** BEGIN **

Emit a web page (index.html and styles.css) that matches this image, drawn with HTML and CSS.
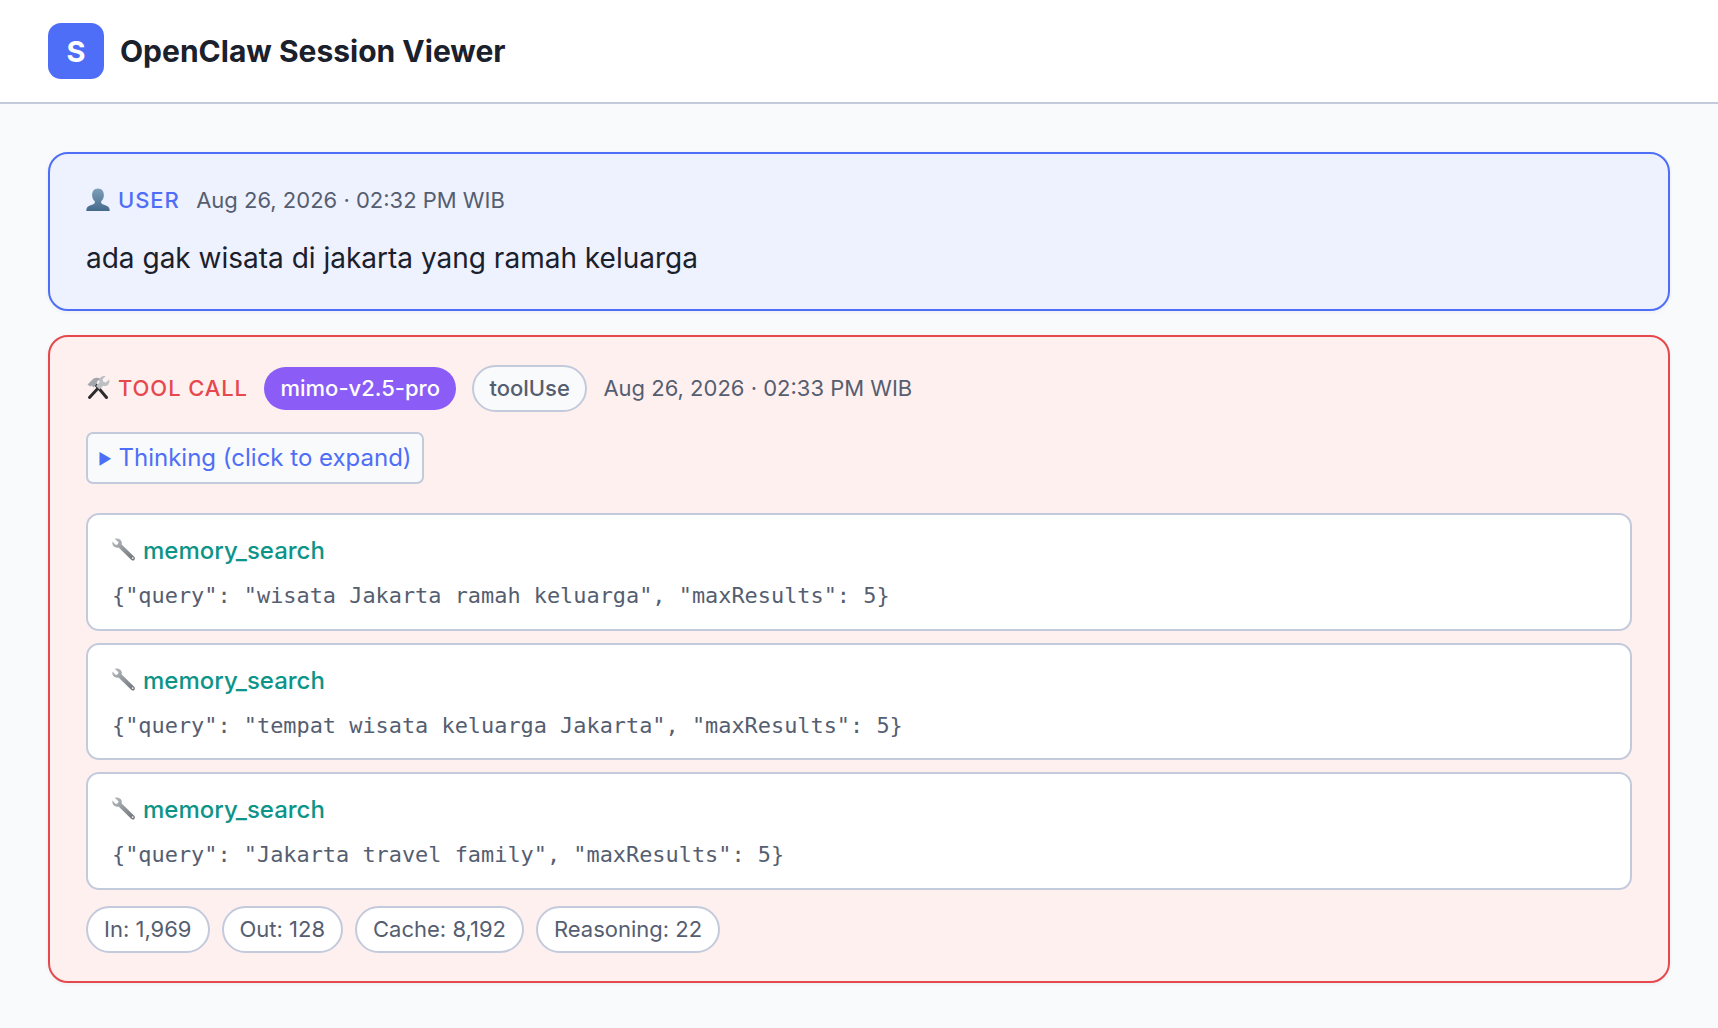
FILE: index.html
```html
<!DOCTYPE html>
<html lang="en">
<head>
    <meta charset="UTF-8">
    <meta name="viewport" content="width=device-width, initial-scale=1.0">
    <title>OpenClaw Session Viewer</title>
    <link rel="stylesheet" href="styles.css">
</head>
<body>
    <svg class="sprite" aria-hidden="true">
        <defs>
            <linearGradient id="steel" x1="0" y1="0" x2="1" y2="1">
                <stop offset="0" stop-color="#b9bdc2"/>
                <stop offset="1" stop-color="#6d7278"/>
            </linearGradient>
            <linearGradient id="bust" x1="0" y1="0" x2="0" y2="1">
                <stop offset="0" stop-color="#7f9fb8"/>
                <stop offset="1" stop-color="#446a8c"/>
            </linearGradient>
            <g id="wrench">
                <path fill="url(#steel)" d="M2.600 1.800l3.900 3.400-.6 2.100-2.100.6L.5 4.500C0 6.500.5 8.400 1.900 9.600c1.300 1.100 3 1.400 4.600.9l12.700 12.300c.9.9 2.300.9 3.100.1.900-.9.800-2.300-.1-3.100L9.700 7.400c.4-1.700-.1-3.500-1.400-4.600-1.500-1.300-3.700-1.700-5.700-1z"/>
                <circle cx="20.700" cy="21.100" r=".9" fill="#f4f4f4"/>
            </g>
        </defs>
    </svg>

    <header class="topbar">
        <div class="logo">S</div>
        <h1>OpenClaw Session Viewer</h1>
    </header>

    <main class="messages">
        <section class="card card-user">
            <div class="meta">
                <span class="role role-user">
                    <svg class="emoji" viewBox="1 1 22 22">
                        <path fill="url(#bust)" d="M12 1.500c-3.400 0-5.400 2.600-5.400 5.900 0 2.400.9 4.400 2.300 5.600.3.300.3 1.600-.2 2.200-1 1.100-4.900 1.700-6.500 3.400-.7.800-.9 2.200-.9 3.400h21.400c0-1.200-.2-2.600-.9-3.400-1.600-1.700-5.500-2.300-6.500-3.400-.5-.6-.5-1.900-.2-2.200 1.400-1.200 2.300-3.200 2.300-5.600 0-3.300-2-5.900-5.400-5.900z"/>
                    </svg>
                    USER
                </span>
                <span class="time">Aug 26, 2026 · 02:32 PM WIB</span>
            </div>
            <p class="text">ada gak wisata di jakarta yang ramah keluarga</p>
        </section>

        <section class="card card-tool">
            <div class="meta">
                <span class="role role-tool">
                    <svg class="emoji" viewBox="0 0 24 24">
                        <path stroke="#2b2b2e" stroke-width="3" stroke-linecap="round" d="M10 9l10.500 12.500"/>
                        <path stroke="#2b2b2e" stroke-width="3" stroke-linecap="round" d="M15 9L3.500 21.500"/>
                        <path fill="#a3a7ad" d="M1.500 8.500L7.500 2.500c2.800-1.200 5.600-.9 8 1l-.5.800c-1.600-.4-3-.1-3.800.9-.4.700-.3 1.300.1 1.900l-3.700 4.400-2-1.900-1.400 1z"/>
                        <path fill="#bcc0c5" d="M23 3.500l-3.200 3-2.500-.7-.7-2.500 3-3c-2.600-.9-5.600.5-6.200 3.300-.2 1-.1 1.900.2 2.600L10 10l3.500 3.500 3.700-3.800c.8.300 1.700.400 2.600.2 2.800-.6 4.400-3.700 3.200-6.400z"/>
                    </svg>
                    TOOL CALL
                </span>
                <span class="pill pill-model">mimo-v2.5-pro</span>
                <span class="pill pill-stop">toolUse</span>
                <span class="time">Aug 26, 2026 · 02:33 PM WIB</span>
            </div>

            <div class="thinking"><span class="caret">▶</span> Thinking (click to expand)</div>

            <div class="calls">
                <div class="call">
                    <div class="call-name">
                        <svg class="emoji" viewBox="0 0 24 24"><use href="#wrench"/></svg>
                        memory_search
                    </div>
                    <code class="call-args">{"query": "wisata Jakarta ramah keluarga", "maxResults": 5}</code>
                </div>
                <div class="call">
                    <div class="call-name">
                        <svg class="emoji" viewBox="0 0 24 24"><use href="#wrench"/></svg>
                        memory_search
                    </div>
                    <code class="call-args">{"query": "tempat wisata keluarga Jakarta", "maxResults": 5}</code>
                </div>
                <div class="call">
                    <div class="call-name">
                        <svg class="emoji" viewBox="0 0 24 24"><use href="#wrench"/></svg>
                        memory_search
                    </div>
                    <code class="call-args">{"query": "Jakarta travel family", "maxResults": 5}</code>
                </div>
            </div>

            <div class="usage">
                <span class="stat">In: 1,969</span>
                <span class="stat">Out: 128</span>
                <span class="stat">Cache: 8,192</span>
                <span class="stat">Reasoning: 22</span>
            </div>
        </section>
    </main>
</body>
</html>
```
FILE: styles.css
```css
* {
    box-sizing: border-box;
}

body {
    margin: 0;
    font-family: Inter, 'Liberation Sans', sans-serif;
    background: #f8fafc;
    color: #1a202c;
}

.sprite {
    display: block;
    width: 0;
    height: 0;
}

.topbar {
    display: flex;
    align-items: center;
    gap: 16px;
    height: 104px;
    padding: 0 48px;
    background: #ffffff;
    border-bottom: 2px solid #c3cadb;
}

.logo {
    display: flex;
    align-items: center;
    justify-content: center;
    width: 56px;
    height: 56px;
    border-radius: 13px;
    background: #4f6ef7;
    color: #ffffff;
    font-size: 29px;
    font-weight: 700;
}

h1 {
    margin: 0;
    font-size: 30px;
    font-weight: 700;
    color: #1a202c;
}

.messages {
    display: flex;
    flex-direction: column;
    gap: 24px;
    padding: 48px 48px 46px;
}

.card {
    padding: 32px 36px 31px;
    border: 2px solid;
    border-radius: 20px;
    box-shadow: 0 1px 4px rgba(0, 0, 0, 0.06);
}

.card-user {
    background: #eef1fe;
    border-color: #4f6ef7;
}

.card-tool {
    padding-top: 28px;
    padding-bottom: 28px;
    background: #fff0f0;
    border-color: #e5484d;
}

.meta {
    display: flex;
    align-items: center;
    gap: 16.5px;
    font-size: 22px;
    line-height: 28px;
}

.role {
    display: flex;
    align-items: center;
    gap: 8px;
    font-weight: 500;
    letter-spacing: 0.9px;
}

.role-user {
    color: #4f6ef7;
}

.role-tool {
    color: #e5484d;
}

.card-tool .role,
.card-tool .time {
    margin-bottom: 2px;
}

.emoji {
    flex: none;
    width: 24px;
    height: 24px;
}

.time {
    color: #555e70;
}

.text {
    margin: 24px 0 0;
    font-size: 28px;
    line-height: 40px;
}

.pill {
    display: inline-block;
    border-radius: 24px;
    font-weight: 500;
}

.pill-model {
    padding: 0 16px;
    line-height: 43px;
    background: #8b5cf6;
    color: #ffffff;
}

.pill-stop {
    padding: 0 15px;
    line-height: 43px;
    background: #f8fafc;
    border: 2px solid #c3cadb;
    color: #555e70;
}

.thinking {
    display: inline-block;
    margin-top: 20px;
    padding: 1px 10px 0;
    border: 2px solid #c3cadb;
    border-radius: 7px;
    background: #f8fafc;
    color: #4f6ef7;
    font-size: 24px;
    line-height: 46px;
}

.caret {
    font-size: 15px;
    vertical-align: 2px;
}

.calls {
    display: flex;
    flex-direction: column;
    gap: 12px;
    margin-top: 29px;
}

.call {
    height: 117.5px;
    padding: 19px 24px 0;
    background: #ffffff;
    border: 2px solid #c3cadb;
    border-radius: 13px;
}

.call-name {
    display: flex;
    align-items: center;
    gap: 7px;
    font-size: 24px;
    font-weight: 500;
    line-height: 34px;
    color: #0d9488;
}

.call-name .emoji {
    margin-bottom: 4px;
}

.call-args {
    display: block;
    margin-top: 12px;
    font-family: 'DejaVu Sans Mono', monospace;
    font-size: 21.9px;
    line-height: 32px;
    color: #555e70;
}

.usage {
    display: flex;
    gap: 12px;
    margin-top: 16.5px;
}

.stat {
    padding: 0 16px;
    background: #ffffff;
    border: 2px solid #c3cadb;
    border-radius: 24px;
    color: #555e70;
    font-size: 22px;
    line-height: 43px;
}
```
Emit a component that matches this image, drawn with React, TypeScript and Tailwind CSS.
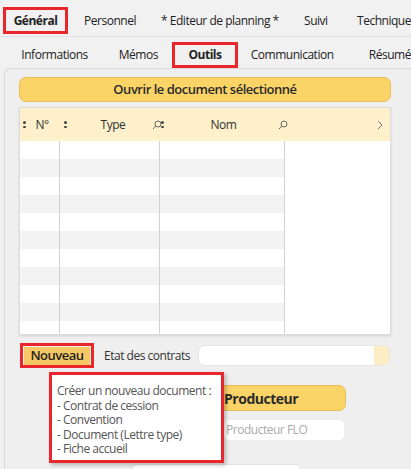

** END **

WHAT THIS TASK INVOLVES: All lines in the data that contain the word "matches" should be copied.

SOLUTION FOR THIS EXERCISE:
Emit a web page (index.html and styles.css) that matches this image, drawn with HTML and CSS.
Emit a component that matches this image, drawn with React, TypeScript and Tailwind CSS.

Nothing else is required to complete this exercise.